Below are records. Copy every line with "html" in it.

• **Supplied entries**:
━━━━━━━━━━

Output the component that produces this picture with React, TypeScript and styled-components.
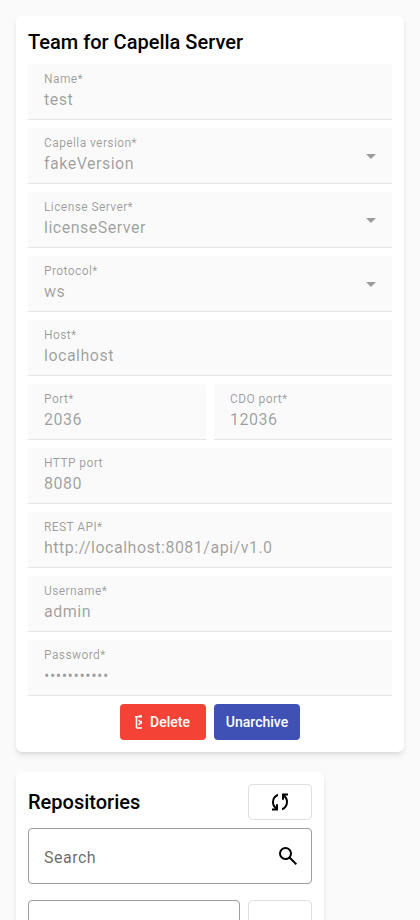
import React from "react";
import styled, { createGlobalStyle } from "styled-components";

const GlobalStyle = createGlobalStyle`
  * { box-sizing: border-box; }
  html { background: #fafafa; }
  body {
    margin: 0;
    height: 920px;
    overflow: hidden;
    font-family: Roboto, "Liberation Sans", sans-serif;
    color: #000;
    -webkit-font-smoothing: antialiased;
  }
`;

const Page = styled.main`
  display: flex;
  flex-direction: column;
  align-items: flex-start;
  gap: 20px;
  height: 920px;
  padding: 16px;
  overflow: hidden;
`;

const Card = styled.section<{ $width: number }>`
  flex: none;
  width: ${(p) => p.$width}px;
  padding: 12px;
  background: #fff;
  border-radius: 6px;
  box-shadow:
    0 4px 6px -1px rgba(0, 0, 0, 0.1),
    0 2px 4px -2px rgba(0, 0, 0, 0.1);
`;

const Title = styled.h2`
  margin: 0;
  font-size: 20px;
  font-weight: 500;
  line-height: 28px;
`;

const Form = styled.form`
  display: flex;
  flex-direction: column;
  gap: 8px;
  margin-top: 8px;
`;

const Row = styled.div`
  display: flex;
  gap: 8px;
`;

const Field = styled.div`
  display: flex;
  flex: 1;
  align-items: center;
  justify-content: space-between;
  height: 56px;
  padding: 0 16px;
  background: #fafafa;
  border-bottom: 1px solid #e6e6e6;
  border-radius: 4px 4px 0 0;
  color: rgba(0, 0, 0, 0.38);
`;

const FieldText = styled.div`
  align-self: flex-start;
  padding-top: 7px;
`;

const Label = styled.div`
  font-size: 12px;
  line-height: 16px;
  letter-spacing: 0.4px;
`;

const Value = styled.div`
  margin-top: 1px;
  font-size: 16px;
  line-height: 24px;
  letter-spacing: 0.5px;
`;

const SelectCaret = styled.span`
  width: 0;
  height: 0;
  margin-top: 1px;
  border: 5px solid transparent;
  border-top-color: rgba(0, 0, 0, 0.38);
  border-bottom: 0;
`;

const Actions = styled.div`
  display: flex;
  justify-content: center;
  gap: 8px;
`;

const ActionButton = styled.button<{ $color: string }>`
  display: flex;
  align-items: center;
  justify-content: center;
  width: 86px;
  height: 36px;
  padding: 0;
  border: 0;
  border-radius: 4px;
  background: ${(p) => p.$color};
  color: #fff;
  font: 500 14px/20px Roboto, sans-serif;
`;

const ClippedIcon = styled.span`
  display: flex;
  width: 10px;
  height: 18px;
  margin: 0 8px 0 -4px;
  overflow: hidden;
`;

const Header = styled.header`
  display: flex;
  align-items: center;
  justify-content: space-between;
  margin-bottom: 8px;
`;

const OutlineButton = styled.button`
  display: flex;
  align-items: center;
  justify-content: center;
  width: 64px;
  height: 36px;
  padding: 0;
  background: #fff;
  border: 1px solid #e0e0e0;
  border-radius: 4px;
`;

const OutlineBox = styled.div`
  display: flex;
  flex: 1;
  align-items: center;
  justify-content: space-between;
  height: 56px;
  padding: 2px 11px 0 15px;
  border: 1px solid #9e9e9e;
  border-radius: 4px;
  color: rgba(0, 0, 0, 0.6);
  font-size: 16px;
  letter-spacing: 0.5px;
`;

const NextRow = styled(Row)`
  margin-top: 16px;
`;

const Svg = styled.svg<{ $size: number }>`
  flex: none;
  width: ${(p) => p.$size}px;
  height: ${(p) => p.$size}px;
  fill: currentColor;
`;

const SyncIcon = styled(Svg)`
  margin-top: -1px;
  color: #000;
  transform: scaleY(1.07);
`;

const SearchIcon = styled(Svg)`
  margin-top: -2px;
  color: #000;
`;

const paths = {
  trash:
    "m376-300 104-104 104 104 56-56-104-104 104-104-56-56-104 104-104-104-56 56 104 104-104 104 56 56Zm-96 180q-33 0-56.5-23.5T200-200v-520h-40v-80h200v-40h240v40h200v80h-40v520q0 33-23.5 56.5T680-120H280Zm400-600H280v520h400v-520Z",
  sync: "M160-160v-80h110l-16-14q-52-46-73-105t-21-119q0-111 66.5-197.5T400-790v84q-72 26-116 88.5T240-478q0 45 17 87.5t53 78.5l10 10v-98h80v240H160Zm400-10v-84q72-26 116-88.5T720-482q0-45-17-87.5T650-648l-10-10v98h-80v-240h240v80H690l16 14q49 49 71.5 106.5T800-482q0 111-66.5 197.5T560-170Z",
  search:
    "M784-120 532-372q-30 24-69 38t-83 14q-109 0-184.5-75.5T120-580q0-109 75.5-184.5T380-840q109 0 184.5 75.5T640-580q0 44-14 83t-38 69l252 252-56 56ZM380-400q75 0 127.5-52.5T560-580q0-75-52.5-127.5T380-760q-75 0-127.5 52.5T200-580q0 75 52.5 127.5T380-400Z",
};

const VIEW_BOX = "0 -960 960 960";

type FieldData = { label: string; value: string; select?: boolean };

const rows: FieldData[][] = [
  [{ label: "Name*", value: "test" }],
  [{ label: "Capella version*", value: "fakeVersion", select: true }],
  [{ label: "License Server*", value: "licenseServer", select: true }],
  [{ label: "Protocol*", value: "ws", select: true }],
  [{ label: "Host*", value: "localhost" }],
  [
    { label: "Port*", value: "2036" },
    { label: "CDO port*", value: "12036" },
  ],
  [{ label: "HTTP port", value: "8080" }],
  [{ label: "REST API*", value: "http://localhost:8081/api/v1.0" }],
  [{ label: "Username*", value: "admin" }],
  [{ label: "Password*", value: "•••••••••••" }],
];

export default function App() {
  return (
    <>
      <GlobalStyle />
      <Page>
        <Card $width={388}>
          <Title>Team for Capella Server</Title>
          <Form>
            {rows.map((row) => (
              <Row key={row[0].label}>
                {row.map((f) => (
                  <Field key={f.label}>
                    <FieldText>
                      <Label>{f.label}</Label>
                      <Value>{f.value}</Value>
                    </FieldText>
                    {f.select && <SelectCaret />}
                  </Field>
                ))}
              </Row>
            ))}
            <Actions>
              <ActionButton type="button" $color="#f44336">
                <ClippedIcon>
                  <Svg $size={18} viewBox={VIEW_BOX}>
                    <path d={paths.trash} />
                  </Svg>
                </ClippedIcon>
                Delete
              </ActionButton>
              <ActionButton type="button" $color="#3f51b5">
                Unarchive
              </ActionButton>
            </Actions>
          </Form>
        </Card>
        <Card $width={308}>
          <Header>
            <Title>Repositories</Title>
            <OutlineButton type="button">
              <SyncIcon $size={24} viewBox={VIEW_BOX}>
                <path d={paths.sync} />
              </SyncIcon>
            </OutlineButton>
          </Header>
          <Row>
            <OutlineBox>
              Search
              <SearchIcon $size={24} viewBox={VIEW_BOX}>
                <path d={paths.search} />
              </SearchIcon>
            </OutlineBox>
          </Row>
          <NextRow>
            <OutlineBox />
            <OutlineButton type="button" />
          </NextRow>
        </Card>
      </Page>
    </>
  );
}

━━━━━━━━━━

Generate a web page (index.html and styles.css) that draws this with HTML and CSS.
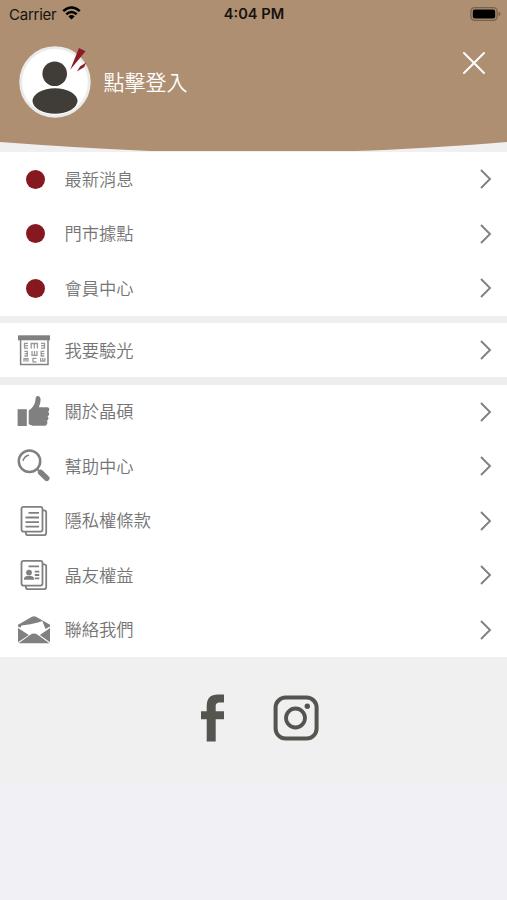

━━━━━━━━━━

• **Task answer**:
  html { background: #fafafa; }
Generate a web page (index.html and styles.css) that draws this with HTML and CSS.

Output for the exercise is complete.